In many ways Reuters’ Ed Williams feels like a safe choice. Probably a good thing.
If Williams’ career were a stick of rock it would have the word integrity running through it. Like the director-general Mark Thompson, he has a solid background in current affairs journalism, with some nice blue-chip, in-house comms experience.
He has ethical credits through his pro-bono work at the International Crisis Group and in the political sphere he has even advised General Wesley Clark during the Milosevic trial. But, ironically, it may have been Williams’ six years as a Brunswick consultant that clinched his appointment by the BBC executive.
At the house of Alan Parker, he was at the heart of many crises, which gives him the experience – and the edge – that the Beeb needs at this point in its history.
Where once the executive rooms of the BBC had a staid, clubby, atmosphere, Williams completes a management team with a battle-hardened, combative feel.
This is understandable in the aftermath of various phoneline-rigging, documentary-fixing slurs on its reputation.
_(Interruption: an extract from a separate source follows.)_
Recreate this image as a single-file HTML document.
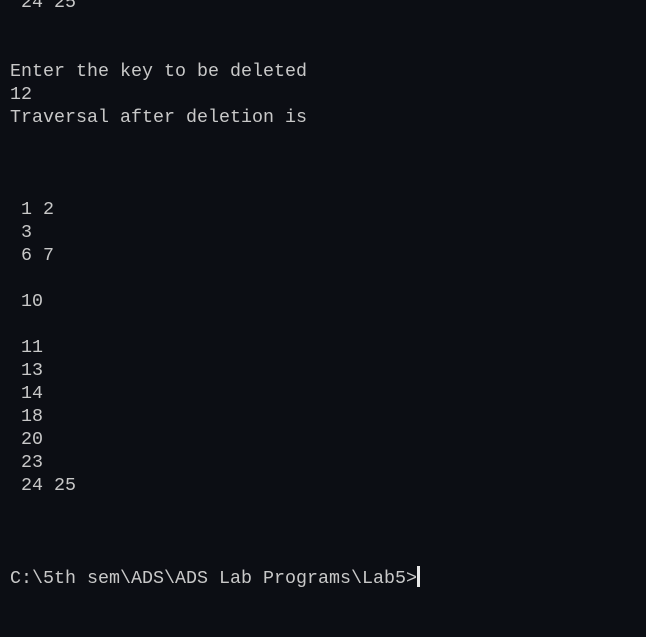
<!DOCTYPE html>
<html><head><style>
html,body{margin:0;padding:0;background:#0c0e14;width:646px;height:637px;overflow:hidden}
pre{position:absolute;left:10px;top:-9px;margin:0;font-family:"Liberation Mono",monospace;font-size:18.33px;line-height:23px;color:#c8c8c8}
.c{display:inline-block;width:3px;height:21px;background:#e8e8e8;vertical-align:-4px}
</style></head><body>
<pre> 24 25


Enter the key to be deleted
12
Traversal after deletion is



 1 2
 3
 6 7

 10

 11
 13
 14
 18
 20
 23
 24 25



C:\5th sem\ADS\ADS Lab Programs\Lab5&gt;<span class="c"></span></pre>
</body></html>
Indeed his medium-term aim must be to reverse a growing perception that a cavalier attitude to ‘the truth’ has become endemic among BBC staff.
And yet Williams and his peers will ultimately be judged on a more intellectual and strategic level.
Not only has the BBC been forced – in contradiction with its public service remit – to compete in the ephemeral world of celebrity-fuelled popular culture, but it faces more steely competition in providing 24/7 multi-media content against commercially funded media brands, such as Sky and a resurgent Telegraph Group.
There is one overriding question that its communicators must answer: What is the BBC actually for in the modern setting?